Escrow cuts the checks to the appropriate real estate offices, not to the individual agents, and sees that they are delivered.
Commissions are negotiable — before listing agreements and sales contracts are signed, not at closing. The percentage typically is set by local custom and the strength of the market. Some buyers hire their own exclusive agent and the seller either does not pay that agent a commission or their commission is negotiated as part of the sales contract.
Whatever the arrangement, commissions typically consume between 5 and 7 percent of the sales price. For example, if your home sells for $250,000 and the commission is 6 percent, that’s a $15,000 pot of money. That may sound like a fabulous payday for the real estate agents, although the loot doesn’t go to one person.
The commission is split.

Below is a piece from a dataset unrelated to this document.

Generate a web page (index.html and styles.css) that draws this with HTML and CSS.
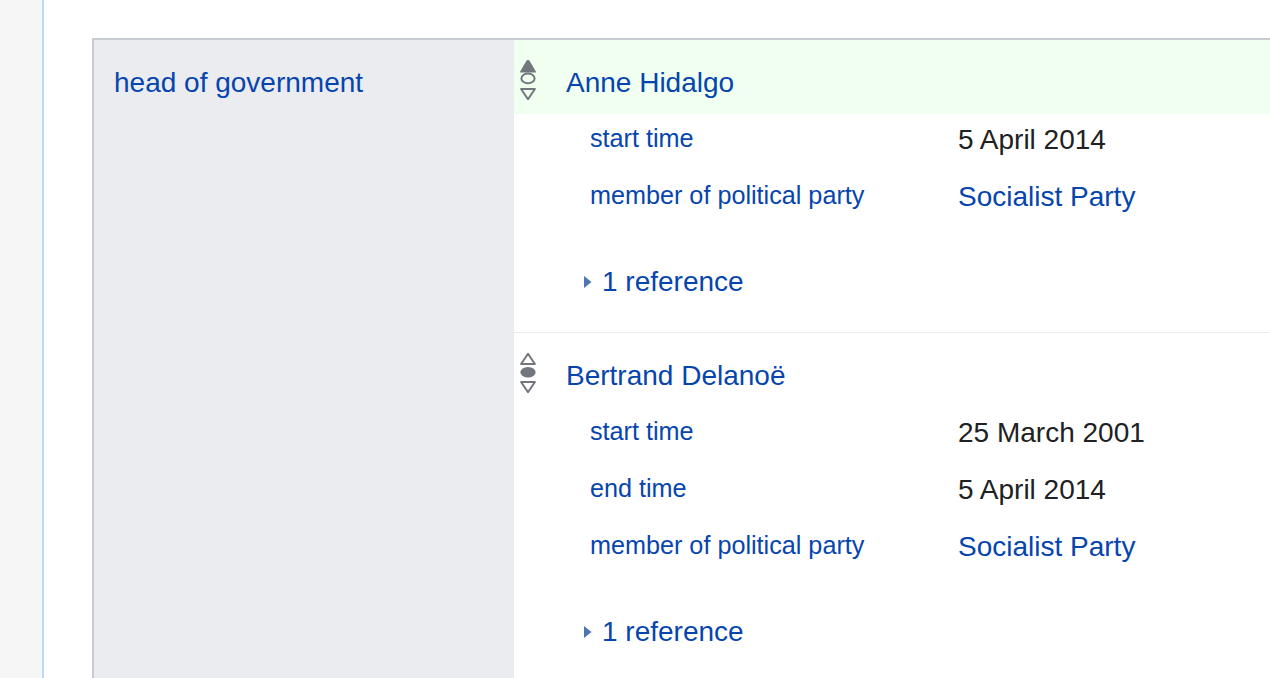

Usually, the seller’s agent's brokerage gets half and the buyer’s agent's brokerage half, although other splits are possible.
Using our example of a $250,000 home sale, each brokerage would receive $7,500. However, there are others with a call on part of the commission.
If the agents work for a broker, the broker will get 30 to 50 percent of the agent’s commission. If it’s a 30 percent split, the agents are down to $5,250 each (minus what they spend for things like marketing, newspaper ads, flyers, internet ads, which comes out of their own pockets - along with many other expenses of the daily operating costs of their real estate business).
Commissions are the bulk of the seller’s closing costs and the reason many homeowners explore selling without an agent. If they are successful, they’ll have either no commissions to pay, or only one — the buyer’s agent — if they agree to pay the buyer’s agent. The percentage to be paid also must be in the contract.
As real estate practices are changing, some sellers are hiring agents for specific services rather than the traditional full-service contract, which means they also are negotiating to pay less than the standard commission. (See What a Seller’s Agent Does.)
Whatever the arrangement, the amount the seller is paying for commissions will be shown on the settlement cost statement at closing.